- Created by: Gerald Molles, Bjorn Sandin, Clive Wright
- Starring: Andrew N. H. Patterson, Summer Rayne Oakes
- Country of origin: Singapore
- No. of seasons: 1
- No. of episodes: 13

Production
- Running time: 22 Minutes

Original release
- Network: CNBC, Arts Central, RTM1
- Release: January 2007 – present

= Eco 4 the World =

Eco 4 the World is a 13-episode Singaporean documentary television series featuring positive environmental stories from around the world. Stories include projects and initiatives businesses, ordinary people, celebrities and others involved in to make a difference in the environment around the world. The business stories highlight various companies' corporate social responsibility initiatives.

The series is in partnership with the United Nations Environment Programme.

In association with the TV series, an online social network was also developed. It grew rapidly, but was not maintained and has been closed down.

==Production==
Produced by Singapore-based Big Durian Productions, the half-hour show is hosted by environmental model Summer Rayne Oakes and Andrew Patterson

Stories for the series were shot in countries around the world, including the United States, United Kingdom, Singapore, Malaysia, India, Denmark, Sweden, Portugal, Italy, France, Azerbaijan, Kenya, Burkina Faso, Brazil and more.

The host links were shot in a studio in Singapore.

==Celebrities==
The series has featured various celebrities including Sting, Alicia Keys, David Duchovny, Ryan Seacrest, Simple Plan, Hoobastank, Simon Webbe, Desmond Tutu, Ian Thorpe, Jackie Joyner-Kersee, Bart Conner, Daryl Hannah, Gavin Newsom, Amy Smart, Ed Begley, Jr., Julia Butterfly Hill and more.

The celebrity features range from clips of them making short appearances to full interviews with footage of them involved in various environmental activities and projects. For example, Sting tells of his project in Costa Rica to protect the rainforests, while Ed Begley, Jr. shows the features of his eco-friendly home.

==Corporate social responsibility==
Each Eco 4 the World episode features what various large businesses around the world are doing to have a positive impact on the environment. Featured corporations include DHL, Arla Foods, ING, Scania, Petronas, Ebara Corporation, Sodexo, Aarhus United Denmark, Yara International, Johnson & Johnson and more.

==Distribution==
Eco 4 the World is distributed by Symbiosis Licensing Pte Ltd, a TV content and software distributor from Singapore.

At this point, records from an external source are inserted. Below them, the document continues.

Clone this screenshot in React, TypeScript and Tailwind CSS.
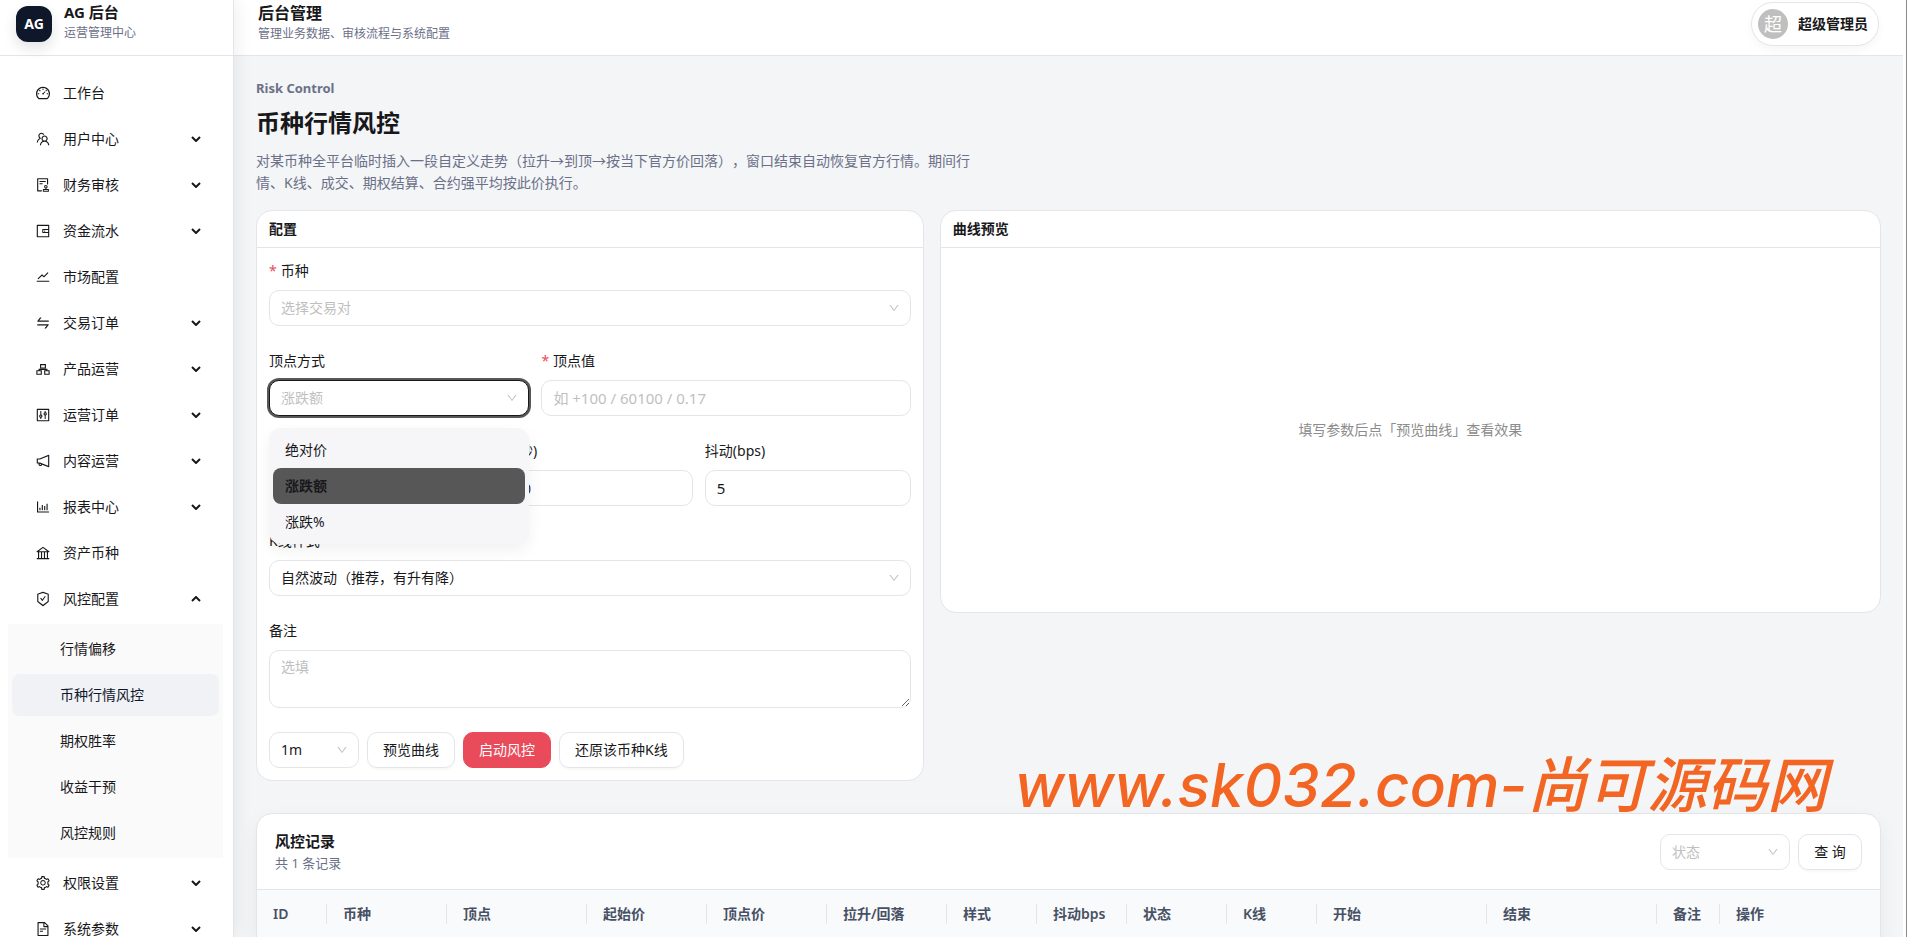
import React from 'react';
import {
  AiOutlineDashboard, AiOutlineTeam, AiOutlineAudit, AiOutlineWallet, AiOutlineStock, AiOutlineSwap,
  AiOutlineControl, AiOutlineNotification, AiOutlineBarChart, AiOutlineBank,
  AiOutlineSafetyCertificate, AiOutlineSetting, AiOutlineFileText, AiOutlineDown,
} from 'react-icons/ai';

interface MenuItem {
  label: string;
  icon: React.ReactNode;
  arrow?: boolean;
  children?: string[];
}

const BoxesIcon = () => (
  <svg viewBox="0 0 16 16" className="size-4" fill="none" stroke="currentColor" strokeWidth="1.1">
    <path d="M5.6 3.6h4.8v3.4H5.6zM1.9 9.8h4.4v3.4H1.9zM9.7 9.8h4.4v3.4H9.7zM4.1 9.8V8.4h7.8v1.4" />
  </svg>
);

const menu: MenuItem[] = [
  { label: '工作台', icon: <AiOutlineDashboard /> },
  { label: '用户中心', icon: <AiOutlineTeam />, arrow: true },
  { label: '财务审核', icon: <AiOutlineAudit />, arrow: true },
  { label: '资金流水', icon: <AiOutlineWallet />, arrow: true },
  { label: '市场配置', icon: <AiOutlineStock /> },
  { label: '交易订单', icon: <AiOutlineSwap />, arrow: true },
  { label: '产品运营', icon: <BoxesIcon />, arrow: true },
  { label: '运营订单', icon: <AiOutlineControl />, arrow: true },
  { label: '内容运营', icon: <AiOutlineNotification />, arrow: true },
  { label: '报表中心', icon: <AiOutlineBarChart />, arrow: true },
  { label: '资产币种', icon: <AiOutlineBank /> },
  {
    label: '风控配置',
    icon: <AiOutlineSafetyCertificate />,
    arrow: true,
    children: ['行情偏移', '币种行情风控', '期权胜率', '收益干预', '风控规则'],
  },
  { label: '权限设置', icon: <AiOutlineSetting />, arrow: true },
  { label: '系统参数', icon: <AiOutlineFileText />, arrow: true },
];

const columns = [
  { title: 'ID', width: 'w-[70px]' },
  { title: '币种', width: 'w-[120px]' },
  { title: '顶点', width: 'w-[140px]' },
  { title: '起始价', width: 'w-[120px]' },
  { title: '顶点价', width: 'w-[120px]' },
  { title: '拉升/回落', width: 'w-[120px]' },
  { title: '样式', width: 'w-[90px]' },
  { title: '抖动bps', width: 'w-[90px]' },
  { title: '状态', width: 'w-[100px]' },
  { title: 'K线', width: 'w-[90px]' },
  { title: '开始', width: 'w-[170px]' },
  { title: '结束', width: 'w-[170px]' },
  { title: '备注', width: 'w-[63px]' },
  { title: '操作', width: 'w-auto' },
];

const control = 'block h-9 w-full rounded-[10px] border bg-white px-[11px] outline-none placeholder:text-[#bfbfbf]';
const input = `${control} border-[#e4e5e8] text-[15px]`;

const Chevron = ({ up = false }: { up?: boolean }) => (
  <svg viewBox="0 0 10 6" className="h-[6px] w-[10px]" fill="none" stroke="currentColor" strokeWidth="2">
    {up ? <path d="M1 5l4-4 4 4" /> : <path d="M1 1l4 4 4-4" />}
  </svg>
);

interface SelectProps {
  id: string;
  value: string;
  muted?: boolean;
  focused?: boolean;
  options?: string[];
}

const Select = ({ id, value, muted, focused, options = [] }: SelectProps) => (
  <div className="relative">
    <select
      id={id}
      aria-label={value}
      defaultValue={value}
      className={`${control} appearance-none text-sm ${muted ? 'text-[#bfbfbf]' : 'text-[#18181b]'} ${
        focused ? 'border-[#18181b] ring-2 ring-[#575757]' : 'border-[#e4e5e8]'
      }`}
    >
      <option>{value}</option>
      {options.map((o) => (
        <option key={o}>{o}</option>
      ))}
    </select>
    <AiOutlineDown className="pointer-events-none absolute top-3 right-[11px] size-3 text-[#bfbfbf]" />
  </div>
);

interface FieldProps {
  id: string;
  label: string;
  required?: boolean;
  className?: string;
  children: React.ReactNode;
}

const Field = ({ id, label, required, className = '', children }: FieldProps) => (
  <div className={`relative ${className}`}>
    <label htmlFor={id} className="mb-2 flex h-[22px] items-center gap-1 text-sm">
      {required && <span className="text-[#e94b5b]">*</span>}
      {label}
    </label>
    {children}
  </div>
);

const Sidebar = () => (
  <aside className="z-10 w-[234px] shrink-0 overflow-hidden border-r border-[#e4e5e8] bg-white shadow-[4px_0_16px_rgba(15,23,42,0.06)]">
    <div className="flex h-14 items-center gap-3 border-b border-[#e4e5e8] px-4 pb-2">
      <div className="flex size-9 items-center justify-center rounded-xl bg-[#0f172a] text-sm font-bold text-white shadow-[0_6px_14px_rgba(15,23,42,0.12)]">
        AG
      </div>
      <div className="pb-[3px]">
        <div className="text-[15px] leading-[22px] font-bold">AG 后台</div>
        <div className="text-xs leading-5 text-[#6b7088]">运营管理中心</div>
      </div>
    </div>
    <nav className="flex flex-col gap-1 pt-4 pr-[10px] pl-2">
      {menu.map((item) => (
        <React.Fragment key={item.label}>
          <a href="#" className="flex h-[42px] shrink-0 items-center gap-3 pr-[22px] pl-[27px] text-sm">
            <span className="text-base">{item.icon}</span>
            <span className="flex-1">{item.label}</span>
            {item.arrow && <Chevron up={!!item.children} />}
          </a>
          {item.children && (
            <div className="flex flex-col gap-1 bg-[#fafafa] p-1">
              {item.children.map((child) => (
                <a
                  key={child}
                  href="#"
                  className={`flex h-[42px] items-center rounded-lg pl-12 text-sm ${
                    child === '币种行情风控' ? 'bg-[#f0f2f6] text-[#0f172a]' : ''
                  }`}
                >
                  {child}
                </a>
              ))}
            </div>
          )}
        </React.Fragment>
      ))}
    </nav>
  </aside>
);

const Header = () => (
  <header className="flex h-14 items-center justify-between border-b border-[#e4e5e8] bg-white pr-7 pb-2 pl-6">
    <div className="pb-px">
      <div className="text-base leading-[22px] font-semibold">后台管理</div>
      <div className="text-xs leading-5 text-[#6b7088]">管理业务数据、审核流程与系统配置</div>
    </div>
    <button className="flex h-11 items-center gap-[10px] rounded-full border border-[#e4e5e8] bg-white pr-[10px] pl-[6px] text-sm font-semibold shadow-[0_4px_10px_rgba(15,23,42,0.04)]">
      <span className="flex size-[30px] items-center justify-center rounded-full bg-[#bfbfbf] text-lg font-normal text-white">超</span>
      超级管理员
    </button>
  </header>
);

const ConfigForm = () => (
  <section className="col-span-5 rounded-2xl border border-[#e4e5e8] bg-white">
    <h2 className="flex h-[37px] items-center border-b border-[#e4e5e8] px-3 text-sm font-semibold">配置</h2>
    <form className="flex flex-col gap-6 p-3">
      <Field id="symbol" label="币种" required>
        <Select id="symbol" value="选择交易对" muted />
      </Field>
      <div className="grid grid-cols-12 gap-3">
        <Field id="mode" label="顶点方式" className="col-span-5">
          <Select id="mode" value="涨跌额" muted focused options={['绝对价', '涨跌%']} />
          <ul role="listbox" className="absolute top-full z-10 mt-3 w-full rounded-xl bg-[#f6f6f8] p-1 text-sm shadow-[0_6px_16px_rgba(0,0,0,0.06)]">
            <li role="option" className="flex h-9 items-center px-3">绝对价</li>
            <li role="option" aria-selected="true" className="flex h-9 items-center rounded-lg bg-[#575757] px-3 font-semibold">涨跌额</li>
            <li role="option" className="flex h-9 items-center px-3">涨跌%</li>
          </ul>
        </Field>
        <Field id="peak" label="顶点值" required className="col-span-7">
          <input id="peak" className={input} placeholder="如 +100 / 60100 / 0.17" />
        </Field>
      </div>
      <div className="grid grid-cols-3 gap-3">
        <Field id="rise" label="拉升(秒)">
          <input id="rise" className={input} defaultValue="600" />
        </Field>
        <Field id="fall" label="回落(秒)">
          <input id="fall" className={`${control} border-[#e4e5e8] text-sm`} defaultValue="1800" />
        </Field>
        <Field id="jitter" label="抖动(bps)">
          <input id="jitter" className={input} defaultValue="5" />
        </Field>
      </div>
      <Field id="style" label="K线样式">
        <Select id="style" value="自然波动（推荐，有升有降）" />
      </Field>
      <Field id="remark" label="备注">
        <textarea
          id="remark"
          placeholder="选填"
          className="block h-[58px] w-full resize-y rounded-[10px] border border-[#e4e5e8] bg-white px-[11px] py-[6px] text-sm outline-none placeholder:text-[#bfbfbf]"
        />
      </Field>
      <div className="flex gap-2">
        <div className="w-[90px]">
          <Select id="interval" value="1m" />
        </div>
        <button type="button" className="h-9 rounded-[10px] border border-[#e4e5e8] px-[15px] text-sm shadow-[0_2px_2px_rgba(0,0,0,0.03)]">预览曲线</button>
        <button type="button" className="h-9 rounded-[10px] border border-[#e94b5b] bg-[#e94b5b] px-[15px] text-sm text-white">启动风控</button>
        <button type="button" className="h-9 rounded-[10px] border border-[#e4e5e8] px-[15px] text-sm shadow-[0_2px_2px_rgba(0,0,0,0.03)]">还原该币种K线</button>
      </div>
    </form>
  </section>
);

const Records = () => (
  <section className="mt-8 overflow-hidden rounded-t-2xl border border-[#e4e5e8] bg-white shadow-[0_8px_20px_rgba(15,23,42,0.06)]">
    <div className="flex h-[76px] items-center justify-between border-b border-[#e4e5e8] px-[18px]">
      <div>
        <h2 className="text-[15px] leading-[22px] font-semibold">风控记录</h2>
        <p className="text-[13px] leading-[22px] text-[#6b7088]">共 1 条记录</p>
      </div>
      <div className="flex gap-2">
        <div className="w-[130px]">
          <Select id="status" value="状态" muted />
        </div>
        <button className="h-9 w-16 rounded-[10px] border border-[#e4e5e8] text-sm shadow-[0_2px_2px_rgba(0,0,0,0.03)]">查 询</button>
      </div>
    </div>
    <table className="w-full table-fixed text-left text-sm text-[#475163]">
      <thead>
        <tr className="bg-[#f9fafc]">
          {columns.map((col, i) => (
            <th key={col.title} className={`h-12 p-0 font-semibold ${col.width}`}>
              <div className={`flex h-5 items-center pl-4 ${i < columns.length - 1 ? 'border-r border-[#e4e5e8]' : ''}`}>
                {col.title}
              </div>
            </th>
          ))}
        </tr>
      </thead>
    </table>
  </section>
);

export default function App() {
  return (
    <div className="relative flex h-screen overflow-hidden bg-[#f3f5f7] font-['Noto_Sans','Noto_Sans_CJK_SC',sans-serif] text-[#18181b]">
      <Sidebar />
      <div className="min-w-0 flex-1">
        <Header />
        <main className="pt-6 pr-[26px] pl-[22px]">
          <p className="text-[13px] leading-4 font-bold text-[#6b7088]">Risk Control</p>
          <h1 className="mt-3 text-2xl leading-[30px] font-bold">币种行情风控</h1>
          <p className="mt-3 max-w-[720px] text-sm leading-[22px] text-[#6b7088] [text-spacing-trim:space-all]">
            对某币种全平台临时插入一段自定义走势（拉升→到顶→按当下官方价回落），窗口结束自动恢复官方行情。期间行情、K线、成交、期权结算、合约强平均按此价执行。
          </p>
          <div className="mt-4 grid grid-cols-12 items-start gap-4">
            <ConfigForm />
            <section className="col-span-7 rounded-2xl border border-[#e4e5e8] bg-white">
              <h2 className="flex h-[37px] items-center border-b border-[#e4e5e8] px-3 text-sm font-semibold">曲线预览</h2>
              <div className="flex min-h-[364px] items-center justify-center text-sm text-[#8c8c8c]">
                填写参数后点「预览曲线」查看效果
              </div>
            </section>
          </div>
          <Records />
        </main>
      </div>
      {/* scrollbar */}
      <div className="absolute inset-y-0 right-0 w-1 border-r border-[#8b8b8b] bg-white" />
      {/* site watermark, floats over the page */}
      <div className="pointer-events-none absolute right-20 bottom-[108px] z-20 font-['Inter','Noto_Sans_CJK_SC',sans-serif] text-[60px] leading-[88px] font-medium whitespace-nowrap text-[#f26522] italic">
        www.sk032.com-尚可源码网
      </div>
    </div>
  );
}
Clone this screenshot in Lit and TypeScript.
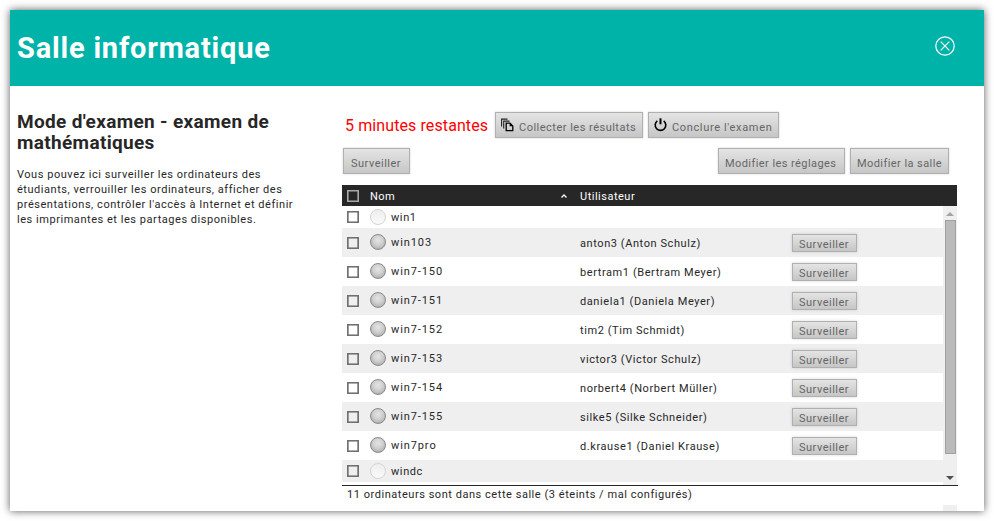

The series was first shown on Arts Central in Singapore and subsequently on CNBC in the US and Europe. As of Spring 2008 it was still being aired there. The series was also shown in various other parts of the world including on RTM1 in Malaysia (where it is still being aired), and on Singapore Airlines and Malaysia Airlines flights.

==Eco 4 the World Foundation==
This foundation is a non-profit organization designed to empower young people towards positive environmental action. The foundation has participated in a number of projects and activities in conjunction with UNEP. These include Champions of the Earth, Focus on Your World, Passage of Hope and the Burned Tree Exhibition.

===Champions of the Earth===
The foundation helped organise this annual UNEP award ceremony in Singapore.

===Burned Tree Exhibition===
In April, 2007 the Eco 4 the World Foundation launched this art exhibition in Singapore. The event featured burned trees that had been made into sculptures by Philippe Pastor.

===Focus on Your World===
The foundation organized this photo exhibition showcasing hundreds of photos of environmental conditions and events around the world.